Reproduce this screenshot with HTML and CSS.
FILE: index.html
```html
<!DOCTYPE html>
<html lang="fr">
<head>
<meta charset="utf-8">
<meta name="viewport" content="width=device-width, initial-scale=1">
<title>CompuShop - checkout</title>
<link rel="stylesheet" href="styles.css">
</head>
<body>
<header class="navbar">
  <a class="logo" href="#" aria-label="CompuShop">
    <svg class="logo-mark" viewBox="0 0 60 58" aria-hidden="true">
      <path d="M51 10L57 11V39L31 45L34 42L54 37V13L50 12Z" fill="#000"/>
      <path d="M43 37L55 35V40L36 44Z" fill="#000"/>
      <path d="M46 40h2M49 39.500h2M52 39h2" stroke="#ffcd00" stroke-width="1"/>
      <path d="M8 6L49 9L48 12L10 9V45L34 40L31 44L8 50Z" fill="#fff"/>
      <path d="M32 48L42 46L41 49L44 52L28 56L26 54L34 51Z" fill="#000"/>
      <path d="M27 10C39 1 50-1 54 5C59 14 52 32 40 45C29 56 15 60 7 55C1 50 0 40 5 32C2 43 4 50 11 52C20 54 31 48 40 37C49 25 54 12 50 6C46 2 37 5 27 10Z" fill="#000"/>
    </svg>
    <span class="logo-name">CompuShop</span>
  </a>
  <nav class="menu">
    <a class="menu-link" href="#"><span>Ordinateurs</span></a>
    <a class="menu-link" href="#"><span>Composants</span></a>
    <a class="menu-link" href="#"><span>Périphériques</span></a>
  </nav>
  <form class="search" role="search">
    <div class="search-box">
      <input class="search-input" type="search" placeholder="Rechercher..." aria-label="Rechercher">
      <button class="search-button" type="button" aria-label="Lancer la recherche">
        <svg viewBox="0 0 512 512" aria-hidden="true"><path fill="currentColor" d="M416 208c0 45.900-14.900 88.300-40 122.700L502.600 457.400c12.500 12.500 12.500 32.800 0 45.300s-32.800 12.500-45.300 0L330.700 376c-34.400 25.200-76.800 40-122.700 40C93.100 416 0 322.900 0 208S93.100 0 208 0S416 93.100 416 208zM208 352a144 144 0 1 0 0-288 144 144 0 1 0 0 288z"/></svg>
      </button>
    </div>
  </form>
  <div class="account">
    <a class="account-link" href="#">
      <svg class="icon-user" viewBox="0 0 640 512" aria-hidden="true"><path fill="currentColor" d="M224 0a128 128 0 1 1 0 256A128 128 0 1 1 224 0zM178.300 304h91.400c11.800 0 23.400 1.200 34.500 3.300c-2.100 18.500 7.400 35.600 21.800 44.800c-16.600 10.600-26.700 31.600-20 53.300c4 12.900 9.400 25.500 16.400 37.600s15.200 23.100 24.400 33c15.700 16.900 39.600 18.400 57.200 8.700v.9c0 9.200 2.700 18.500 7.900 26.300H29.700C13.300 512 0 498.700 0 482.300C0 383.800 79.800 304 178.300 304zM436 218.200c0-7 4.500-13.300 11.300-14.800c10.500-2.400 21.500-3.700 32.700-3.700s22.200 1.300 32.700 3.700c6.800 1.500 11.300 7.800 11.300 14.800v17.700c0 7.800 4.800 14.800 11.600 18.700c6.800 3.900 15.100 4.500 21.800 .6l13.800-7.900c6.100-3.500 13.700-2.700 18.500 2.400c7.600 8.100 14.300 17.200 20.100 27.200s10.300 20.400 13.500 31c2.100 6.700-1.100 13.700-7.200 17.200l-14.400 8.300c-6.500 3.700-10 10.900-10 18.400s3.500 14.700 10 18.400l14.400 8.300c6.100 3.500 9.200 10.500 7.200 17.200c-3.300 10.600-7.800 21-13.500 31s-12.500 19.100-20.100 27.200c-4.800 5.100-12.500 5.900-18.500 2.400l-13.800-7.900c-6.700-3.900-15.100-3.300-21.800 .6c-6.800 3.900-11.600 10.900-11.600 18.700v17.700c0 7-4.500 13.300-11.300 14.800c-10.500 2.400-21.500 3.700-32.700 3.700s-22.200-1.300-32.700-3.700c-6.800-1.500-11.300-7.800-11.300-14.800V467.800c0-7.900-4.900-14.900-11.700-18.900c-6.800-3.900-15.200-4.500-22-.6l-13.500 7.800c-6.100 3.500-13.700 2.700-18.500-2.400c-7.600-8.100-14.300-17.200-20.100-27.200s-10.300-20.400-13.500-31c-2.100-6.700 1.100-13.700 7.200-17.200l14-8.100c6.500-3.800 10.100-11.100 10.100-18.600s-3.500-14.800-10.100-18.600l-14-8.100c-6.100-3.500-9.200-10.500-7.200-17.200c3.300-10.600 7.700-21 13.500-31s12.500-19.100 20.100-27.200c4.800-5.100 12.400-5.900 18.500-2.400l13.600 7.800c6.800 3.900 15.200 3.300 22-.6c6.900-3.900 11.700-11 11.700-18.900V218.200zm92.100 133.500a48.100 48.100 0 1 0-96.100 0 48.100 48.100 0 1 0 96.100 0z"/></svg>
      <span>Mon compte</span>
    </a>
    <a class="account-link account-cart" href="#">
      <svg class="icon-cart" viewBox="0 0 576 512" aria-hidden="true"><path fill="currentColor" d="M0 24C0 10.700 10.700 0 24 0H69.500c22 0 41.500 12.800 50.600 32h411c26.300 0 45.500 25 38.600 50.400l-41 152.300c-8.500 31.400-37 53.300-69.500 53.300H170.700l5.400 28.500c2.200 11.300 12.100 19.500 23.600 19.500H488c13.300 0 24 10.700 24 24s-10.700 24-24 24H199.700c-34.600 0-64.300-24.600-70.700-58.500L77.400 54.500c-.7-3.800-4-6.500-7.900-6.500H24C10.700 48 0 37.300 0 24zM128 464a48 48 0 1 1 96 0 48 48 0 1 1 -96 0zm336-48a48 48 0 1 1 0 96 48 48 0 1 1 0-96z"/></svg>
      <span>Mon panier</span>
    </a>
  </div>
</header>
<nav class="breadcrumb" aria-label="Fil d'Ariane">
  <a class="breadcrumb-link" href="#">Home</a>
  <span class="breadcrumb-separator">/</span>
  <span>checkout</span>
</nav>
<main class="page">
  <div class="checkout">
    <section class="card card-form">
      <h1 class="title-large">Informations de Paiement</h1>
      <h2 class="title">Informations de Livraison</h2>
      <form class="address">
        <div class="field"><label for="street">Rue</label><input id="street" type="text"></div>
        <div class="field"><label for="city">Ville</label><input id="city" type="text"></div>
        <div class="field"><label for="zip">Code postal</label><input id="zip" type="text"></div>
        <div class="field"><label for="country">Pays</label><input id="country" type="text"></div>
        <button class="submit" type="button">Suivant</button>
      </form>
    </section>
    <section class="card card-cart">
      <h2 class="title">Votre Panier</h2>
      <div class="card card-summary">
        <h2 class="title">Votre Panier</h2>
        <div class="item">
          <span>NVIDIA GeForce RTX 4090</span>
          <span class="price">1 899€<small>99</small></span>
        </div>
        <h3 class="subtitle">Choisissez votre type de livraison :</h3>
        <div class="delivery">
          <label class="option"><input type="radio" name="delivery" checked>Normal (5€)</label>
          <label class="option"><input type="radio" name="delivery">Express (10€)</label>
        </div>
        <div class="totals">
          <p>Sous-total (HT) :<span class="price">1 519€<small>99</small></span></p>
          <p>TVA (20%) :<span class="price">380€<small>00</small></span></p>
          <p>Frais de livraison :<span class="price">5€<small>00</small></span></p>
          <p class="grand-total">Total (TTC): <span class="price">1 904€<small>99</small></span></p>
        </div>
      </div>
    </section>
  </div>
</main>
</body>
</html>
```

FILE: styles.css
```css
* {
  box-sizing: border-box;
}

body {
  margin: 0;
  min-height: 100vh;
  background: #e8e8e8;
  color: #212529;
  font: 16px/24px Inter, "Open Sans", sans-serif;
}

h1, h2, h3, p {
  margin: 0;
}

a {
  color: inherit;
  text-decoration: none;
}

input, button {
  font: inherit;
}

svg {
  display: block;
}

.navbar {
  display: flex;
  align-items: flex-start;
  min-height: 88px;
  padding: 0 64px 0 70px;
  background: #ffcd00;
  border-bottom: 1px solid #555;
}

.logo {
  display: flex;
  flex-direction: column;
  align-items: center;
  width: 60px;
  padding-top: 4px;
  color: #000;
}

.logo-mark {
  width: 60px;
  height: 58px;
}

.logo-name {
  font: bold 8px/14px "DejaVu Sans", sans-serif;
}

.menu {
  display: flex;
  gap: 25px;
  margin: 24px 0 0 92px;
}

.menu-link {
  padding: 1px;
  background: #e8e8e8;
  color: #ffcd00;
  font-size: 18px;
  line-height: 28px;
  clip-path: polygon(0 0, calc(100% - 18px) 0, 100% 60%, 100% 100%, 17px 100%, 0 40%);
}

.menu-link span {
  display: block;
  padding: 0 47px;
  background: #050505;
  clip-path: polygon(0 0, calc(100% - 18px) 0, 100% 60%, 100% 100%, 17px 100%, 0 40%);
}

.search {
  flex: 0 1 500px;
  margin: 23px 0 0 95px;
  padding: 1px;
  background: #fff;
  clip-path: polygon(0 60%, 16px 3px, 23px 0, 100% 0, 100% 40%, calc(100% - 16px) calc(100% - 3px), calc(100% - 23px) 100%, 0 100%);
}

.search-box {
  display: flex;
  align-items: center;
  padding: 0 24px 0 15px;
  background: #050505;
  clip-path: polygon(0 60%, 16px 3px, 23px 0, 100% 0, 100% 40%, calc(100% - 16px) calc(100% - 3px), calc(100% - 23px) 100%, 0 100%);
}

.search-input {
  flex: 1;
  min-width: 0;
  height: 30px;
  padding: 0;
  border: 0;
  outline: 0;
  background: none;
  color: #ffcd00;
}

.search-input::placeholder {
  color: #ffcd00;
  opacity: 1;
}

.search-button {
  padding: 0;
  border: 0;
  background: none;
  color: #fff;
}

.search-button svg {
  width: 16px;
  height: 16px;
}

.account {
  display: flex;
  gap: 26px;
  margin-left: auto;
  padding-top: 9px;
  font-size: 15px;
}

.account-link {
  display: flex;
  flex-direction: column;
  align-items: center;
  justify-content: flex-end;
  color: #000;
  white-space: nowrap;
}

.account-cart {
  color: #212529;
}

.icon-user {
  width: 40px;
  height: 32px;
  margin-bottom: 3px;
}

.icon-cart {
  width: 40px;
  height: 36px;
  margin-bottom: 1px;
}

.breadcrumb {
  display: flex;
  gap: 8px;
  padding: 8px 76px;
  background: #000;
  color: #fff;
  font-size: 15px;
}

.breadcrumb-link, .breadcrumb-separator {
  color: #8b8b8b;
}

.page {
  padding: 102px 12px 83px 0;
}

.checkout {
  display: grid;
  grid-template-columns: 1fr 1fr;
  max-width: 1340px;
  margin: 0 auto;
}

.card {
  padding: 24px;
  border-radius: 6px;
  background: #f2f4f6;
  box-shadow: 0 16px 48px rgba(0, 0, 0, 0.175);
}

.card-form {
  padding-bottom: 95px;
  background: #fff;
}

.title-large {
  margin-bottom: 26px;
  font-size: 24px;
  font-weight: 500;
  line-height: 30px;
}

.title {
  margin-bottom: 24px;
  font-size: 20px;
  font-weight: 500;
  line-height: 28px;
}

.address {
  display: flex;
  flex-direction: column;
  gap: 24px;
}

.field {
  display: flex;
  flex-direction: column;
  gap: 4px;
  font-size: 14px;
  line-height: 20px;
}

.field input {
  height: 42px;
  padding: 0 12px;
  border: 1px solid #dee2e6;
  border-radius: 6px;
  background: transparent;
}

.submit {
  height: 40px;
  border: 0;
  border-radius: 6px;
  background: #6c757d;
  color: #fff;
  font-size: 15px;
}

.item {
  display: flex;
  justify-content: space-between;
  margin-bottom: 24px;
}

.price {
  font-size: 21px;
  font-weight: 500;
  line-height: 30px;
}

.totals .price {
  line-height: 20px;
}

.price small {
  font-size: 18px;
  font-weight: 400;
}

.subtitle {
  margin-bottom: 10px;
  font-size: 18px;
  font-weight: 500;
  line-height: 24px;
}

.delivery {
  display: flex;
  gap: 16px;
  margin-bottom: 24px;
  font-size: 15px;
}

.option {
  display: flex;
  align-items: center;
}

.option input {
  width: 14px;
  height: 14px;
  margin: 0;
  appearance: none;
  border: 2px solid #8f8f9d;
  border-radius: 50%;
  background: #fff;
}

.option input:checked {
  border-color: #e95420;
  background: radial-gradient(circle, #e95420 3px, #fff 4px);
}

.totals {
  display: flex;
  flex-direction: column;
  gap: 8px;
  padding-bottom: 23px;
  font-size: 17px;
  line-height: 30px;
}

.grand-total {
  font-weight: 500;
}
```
┄┄┄┄┄┄
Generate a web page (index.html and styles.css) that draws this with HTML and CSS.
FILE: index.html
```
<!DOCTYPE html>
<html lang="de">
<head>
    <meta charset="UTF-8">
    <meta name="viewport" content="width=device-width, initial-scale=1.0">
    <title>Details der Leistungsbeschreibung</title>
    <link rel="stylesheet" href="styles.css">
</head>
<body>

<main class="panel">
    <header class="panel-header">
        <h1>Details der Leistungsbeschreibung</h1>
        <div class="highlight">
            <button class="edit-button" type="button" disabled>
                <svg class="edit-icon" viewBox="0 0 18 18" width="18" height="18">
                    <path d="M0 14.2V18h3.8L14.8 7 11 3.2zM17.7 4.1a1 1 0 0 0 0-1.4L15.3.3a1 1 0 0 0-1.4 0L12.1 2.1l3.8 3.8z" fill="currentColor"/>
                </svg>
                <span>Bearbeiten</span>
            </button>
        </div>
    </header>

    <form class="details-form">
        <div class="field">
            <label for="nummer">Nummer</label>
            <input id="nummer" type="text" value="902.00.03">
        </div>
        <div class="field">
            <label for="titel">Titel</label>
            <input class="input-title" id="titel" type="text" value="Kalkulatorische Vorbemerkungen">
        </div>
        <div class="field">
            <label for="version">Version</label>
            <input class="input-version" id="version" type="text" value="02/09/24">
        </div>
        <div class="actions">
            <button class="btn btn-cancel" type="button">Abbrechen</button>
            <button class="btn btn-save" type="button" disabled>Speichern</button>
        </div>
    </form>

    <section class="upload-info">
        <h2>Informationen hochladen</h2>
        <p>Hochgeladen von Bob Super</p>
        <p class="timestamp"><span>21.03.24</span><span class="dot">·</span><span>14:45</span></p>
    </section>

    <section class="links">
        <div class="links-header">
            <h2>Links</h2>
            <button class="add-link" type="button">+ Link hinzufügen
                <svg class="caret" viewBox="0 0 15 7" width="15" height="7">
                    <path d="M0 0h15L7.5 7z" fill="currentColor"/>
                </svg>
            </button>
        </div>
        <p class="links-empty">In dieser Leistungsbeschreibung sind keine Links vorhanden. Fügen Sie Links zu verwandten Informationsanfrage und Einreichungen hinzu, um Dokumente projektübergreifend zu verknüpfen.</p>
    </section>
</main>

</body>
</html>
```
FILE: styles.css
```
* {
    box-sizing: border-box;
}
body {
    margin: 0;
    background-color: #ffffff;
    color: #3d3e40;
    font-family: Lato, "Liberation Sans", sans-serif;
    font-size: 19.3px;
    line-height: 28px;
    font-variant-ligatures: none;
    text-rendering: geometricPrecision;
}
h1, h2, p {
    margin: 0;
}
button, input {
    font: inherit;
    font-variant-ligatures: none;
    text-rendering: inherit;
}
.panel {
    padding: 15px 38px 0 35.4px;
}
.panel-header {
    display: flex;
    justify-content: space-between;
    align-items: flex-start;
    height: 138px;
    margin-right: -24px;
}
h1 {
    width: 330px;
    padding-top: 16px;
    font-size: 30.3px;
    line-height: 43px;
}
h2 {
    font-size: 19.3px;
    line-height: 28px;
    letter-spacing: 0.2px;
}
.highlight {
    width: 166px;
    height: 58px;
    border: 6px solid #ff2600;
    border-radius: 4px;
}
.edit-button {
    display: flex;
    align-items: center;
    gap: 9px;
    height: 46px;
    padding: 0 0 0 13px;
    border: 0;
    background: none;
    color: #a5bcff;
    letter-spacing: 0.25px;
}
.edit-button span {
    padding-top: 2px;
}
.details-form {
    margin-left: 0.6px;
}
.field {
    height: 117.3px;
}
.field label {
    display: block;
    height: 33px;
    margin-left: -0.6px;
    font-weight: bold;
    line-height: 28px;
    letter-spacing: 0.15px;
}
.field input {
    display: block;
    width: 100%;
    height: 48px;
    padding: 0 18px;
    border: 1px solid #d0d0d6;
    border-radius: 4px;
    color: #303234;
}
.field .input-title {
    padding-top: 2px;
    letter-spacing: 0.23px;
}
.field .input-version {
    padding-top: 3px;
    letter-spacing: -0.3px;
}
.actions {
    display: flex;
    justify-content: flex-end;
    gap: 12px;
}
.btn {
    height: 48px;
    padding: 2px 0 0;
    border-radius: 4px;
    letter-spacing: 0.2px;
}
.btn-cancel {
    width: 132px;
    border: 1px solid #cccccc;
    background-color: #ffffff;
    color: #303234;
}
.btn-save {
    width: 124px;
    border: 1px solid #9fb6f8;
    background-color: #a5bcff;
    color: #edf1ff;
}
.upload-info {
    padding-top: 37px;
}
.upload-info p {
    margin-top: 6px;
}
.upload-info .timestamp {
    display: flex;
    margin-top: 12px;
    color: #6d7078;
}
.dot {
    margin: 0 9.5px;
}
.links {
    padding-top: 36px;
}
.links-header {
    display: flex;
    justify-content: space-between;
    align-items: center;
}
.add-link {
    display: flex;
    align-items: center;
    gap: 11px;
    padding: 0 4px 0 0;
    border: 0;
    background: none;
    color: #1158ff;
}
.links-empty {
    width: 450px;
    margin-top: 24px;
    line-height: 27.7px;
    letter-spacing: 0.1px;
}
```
┄┄┄┄┄┄
- Instructions to follow -
Search the data for "with". Copy every line that has it.

- Worked solution -
Reproduce this screenshot with HTML and CSS.
Generate a web page (index.html and styles.css) that draws this with HTML and CSS.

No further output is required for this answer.